Your Hard Drive Lies to You
fenderdb writes "Brad Fitzgerald of LiveJournal fame has written a utility and a quick article on how all hard drives from the consumer level to the highest level 'enterprise' grade SCSI and SATA drives do not obey the fsync() function. Manufacturers are blatantly sacrificing integrity in favor of scoring higher on 'pure speed' performance benchmarking."
96% of Livejournal users replied, "What's a hard drive? Is that like a modem?"
There is historical precedent for this. There were recorded incidents of drives corrupting themselves when the OS, during shutdown, tried to flush buffers to the disk just before killing power. The drive said, "I'm done," when it really wasn't, and the OS said Okay, and killed power. This was relatively common on systems with older, slower disks that had been retrofitted with faster CPUs.
However, once these incidents started ocurring, the issue was supposed to have been fixed. Clearly, closer study is needed here to discover what's really going on.
Schwab
Editor, A1-AAA AmeriCaptions
There was an interesting discussion on this topic a while ago on Apple's Darwin development list a while ago.
Donate free food here
The author lied when implied that DRIVES are the issue.

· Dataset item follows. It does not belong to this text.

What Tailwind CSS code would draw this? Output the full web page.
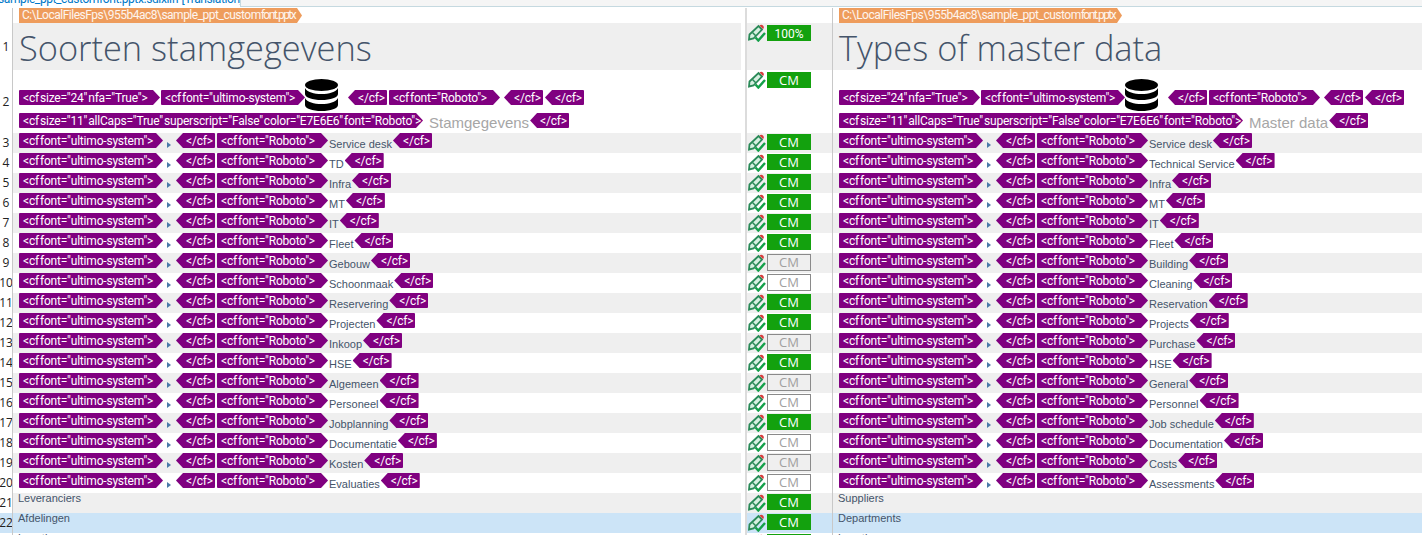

ATA-IDE, SCSI, and S-ATA drives from all major manufacturers will accept commands to flush the write buffer including track cache buffer completely.
These commands are critical before cutting power and "sleeping" in machines that can perform a complete "deep sleep" (no power at all whatsoever sent to the ATA-IDE drive.
Such OSes include Apples OS 9 on a G4 tower, and some versions of OSX on machines not supplied with certain nuaghty video cards.
Laptops, for example need to flush drives... AND THEY do.
All drives conform.
As for DRIVER AUTHORS not heeding the special calls sent to them.... he is correct.
Many driver writers (other than me) are loser shits that do not follow standards.
As for LSI raid cards, he is right, and otehr raid cards... that is becasue the products are defective. But the drives are not and the drivers COULD be written to honor a true flush.
As for his "discovery" of sync not working.... DUH!!!!!
the REAL sync is usually a privelidged operation, sent from the OS, and not highly documented.
For example on a Mac the REAL sync in OS9 is a jhook trap and not the documented normal OS call which has a governor on it.
Mainframes such as PRIMOS and other old mainframes including even unix typically faked the sync command and ONLY allowed it if the user was at the actual physical systems console and furthermore logged in as a root or backup operator.
This cheating always sickened me. but all OSes do this because so many people that think they know what they are doing try to sync all the time for idiotic self-rolled journalling file systems and journalled databases.
But DRIVES, except a couple S-ATA seagates from 2004 with bad firmware, ALWAYS will flush.
This author should have explained that its not the hard drives.
They perform as documented.
Admittedly Linux used to corrupt and not flush several years ago... but it was not the IDE drives. They never got the commands.
Its all a mess... but setting a DRIVE to not cache is NOT the solution! Its retarded to do so, and all the comments in this thread taling of setting the cache off are foolish.
As for caching device topics, there are many options.
1> SCSI WCE permanent option
2> ATA Seagate Set Features command 82h Disable write cache
3> ATA config commands sent over SCSI (RAID card) device using a SCSI CDB in passthrough It uses 16 byte CBD with 8h, or 12 byte CDB with Ah for sending the tunneled command.
4> ATA ATAPI commands for WCE bit, asif it was SCSI
Fibre Channel drives of course honor SCSI commands.
As for mere flushing, a variety of low level calls all have the same desired effect and are documented in respective standards manuals.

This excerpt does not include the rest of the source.